Residents in the Morgan campus community will work against improved lighting in the area, increased police presence, more stores, and improved property values to maintain opposition against a campus and a president who refuses to see them as key stakeholders. A Morgan Mile program that years ago promised to address issues in a radius around campus has delivered little to improve educational, public health, and prosperity outcomes for the community. A strategic plan developed in 2022 and aimed at the next ten years of the university’s history does not address by name or idea work to develop the community around the campus other than an increased police presence off-campus.
City and state elected officials, including Democratic Maryland gubernatorial candidate Wes Moore attended homecoming this year, and after they left, every public safety talking point that matters in their speeches and appearances faded in the sunset. If Wilson does not engage the surrounding community, he must at least apply more public pressure on the Mayor’s office and the city’s lawmaking delegation to give Morgan the supported autonomy to protect students with much-needed, crime-deterring development in the surrounding area.

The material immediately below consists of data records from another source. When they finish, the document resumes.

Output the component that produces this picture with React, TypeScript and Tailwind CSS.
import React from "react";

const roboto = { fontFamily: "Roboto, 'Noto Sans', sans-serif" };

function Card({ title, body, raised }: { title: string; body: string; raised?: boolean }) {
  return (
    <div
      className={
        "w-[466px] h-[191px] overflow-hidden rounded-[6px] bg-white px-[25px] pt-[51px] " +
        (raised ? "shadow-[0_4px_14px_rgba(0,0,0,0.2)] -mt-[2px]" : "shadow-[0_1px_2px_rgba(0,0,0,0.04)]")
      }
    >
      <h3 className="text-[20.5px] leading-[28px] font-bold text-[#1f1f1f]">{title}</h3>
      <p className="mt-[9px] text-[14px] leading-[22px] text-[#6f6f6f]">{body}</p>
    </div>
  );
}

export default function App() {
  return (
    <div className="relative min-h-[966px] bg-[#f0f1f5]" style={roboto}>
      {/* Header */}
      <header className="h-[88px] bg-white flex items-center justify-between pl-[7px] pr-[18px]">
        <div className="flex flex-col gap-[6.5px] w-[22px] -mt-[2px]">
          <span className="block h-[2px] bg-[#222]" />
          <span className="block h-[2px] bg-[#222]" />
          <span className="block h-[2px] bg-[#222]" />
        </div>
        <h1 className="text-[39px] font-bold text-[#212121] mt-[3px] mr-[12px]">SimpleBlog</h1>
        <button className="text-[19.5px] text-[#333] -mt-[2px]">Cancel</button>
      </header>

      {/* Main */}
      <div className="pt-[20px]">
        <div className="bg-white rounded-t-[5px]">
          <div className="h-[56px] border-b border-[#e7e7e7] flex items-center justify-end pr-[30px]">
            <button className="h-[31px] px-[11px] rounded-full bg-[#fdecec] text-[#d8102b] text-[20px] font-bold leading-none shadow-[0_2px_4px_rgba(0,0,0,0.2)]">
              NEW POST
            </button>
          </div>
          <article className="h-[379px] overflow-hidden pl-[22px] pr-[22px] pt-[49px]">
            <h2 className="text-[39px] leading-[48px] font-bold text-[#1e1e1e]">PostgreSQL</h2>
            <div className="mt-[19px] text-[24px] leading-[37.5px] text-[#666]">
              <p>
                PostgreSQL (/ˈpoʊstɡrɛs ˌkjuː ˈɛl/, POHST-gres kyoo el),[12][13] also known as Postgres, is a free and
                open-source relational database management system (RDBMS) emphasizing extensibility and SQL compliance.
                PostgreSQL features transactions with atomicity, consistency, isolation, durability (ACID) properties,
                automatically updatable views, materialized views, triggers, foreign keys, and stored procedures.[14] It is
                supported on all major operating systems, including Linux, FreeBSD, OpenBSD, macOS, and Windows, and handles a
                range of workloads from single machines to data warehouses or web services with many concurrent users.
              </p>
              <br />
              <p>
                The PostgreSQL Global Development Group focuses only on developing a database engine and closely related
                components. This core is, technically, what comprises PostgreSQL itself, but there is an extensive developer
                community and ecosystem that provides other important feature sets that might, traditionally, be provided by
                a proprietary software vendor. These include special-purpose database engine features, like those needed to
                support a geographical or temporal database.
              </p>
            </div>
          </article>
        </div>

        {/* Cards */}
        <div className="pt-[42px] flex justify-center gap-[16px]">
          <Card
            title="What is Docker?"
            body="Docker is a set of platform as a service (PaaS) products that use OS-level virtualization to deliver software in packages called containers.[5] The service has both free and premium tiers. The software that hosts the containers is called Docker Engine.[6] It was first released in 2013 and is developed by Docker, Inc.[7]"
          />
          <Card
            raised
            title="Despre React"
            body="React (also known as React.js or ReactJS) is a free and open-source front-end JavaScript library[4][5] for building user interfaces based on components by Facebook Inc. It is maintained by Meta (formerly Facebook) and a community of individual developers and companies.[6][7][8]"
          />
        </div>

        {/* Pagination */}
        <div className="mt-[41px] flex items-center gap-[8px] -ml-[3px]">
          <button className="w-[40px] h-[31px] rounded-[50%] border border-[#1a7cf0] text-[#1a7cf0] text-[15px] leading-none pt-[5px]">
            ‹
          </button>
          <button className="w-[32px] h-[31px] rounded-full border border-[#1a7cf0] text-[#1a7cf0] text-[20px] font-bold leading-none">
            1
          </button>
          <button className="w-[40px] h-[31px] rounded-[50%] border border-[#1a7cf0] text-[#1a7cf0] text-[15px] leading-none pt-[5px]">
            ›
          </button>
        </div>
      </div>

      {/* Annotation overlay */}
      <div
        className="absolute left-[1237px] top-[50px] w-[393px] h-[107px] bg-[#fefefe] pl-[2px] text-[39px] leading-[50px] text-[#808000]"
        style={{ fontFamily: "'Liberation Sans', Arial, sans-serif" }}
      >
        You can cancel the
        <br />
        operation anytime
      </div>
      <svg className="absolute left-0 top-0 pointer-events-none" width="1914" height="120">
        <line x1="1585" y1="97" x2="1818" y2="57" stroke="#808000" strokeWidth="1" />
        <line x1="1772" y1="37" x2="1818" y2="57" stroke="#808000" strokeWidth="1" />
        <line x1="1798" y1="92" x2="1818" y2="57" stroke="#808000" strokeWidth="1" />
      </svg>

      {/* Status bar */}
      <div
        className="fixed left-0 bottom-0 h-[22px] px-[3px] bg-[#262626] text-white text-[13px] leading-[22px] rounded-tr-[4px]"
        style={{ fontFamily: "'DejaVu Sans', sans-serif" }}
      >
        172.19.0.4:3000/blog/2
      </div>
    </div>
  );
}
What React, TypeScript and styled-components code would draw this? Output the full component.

Fair Morgan is at the precipice of becoming an R1: Doctoral Research University with close to ten thousand students and a slate of new buildings and capacity, yet it’s plagued with on-campus violence unseen at any other HBCU nationwide and spurred by its next-door neighbors. It is time for Wilson, Mayor Scott, and the city at large to prioritize Morgan as an engine of culture and economic prosperity for the city before its progress and more Black lives are lost.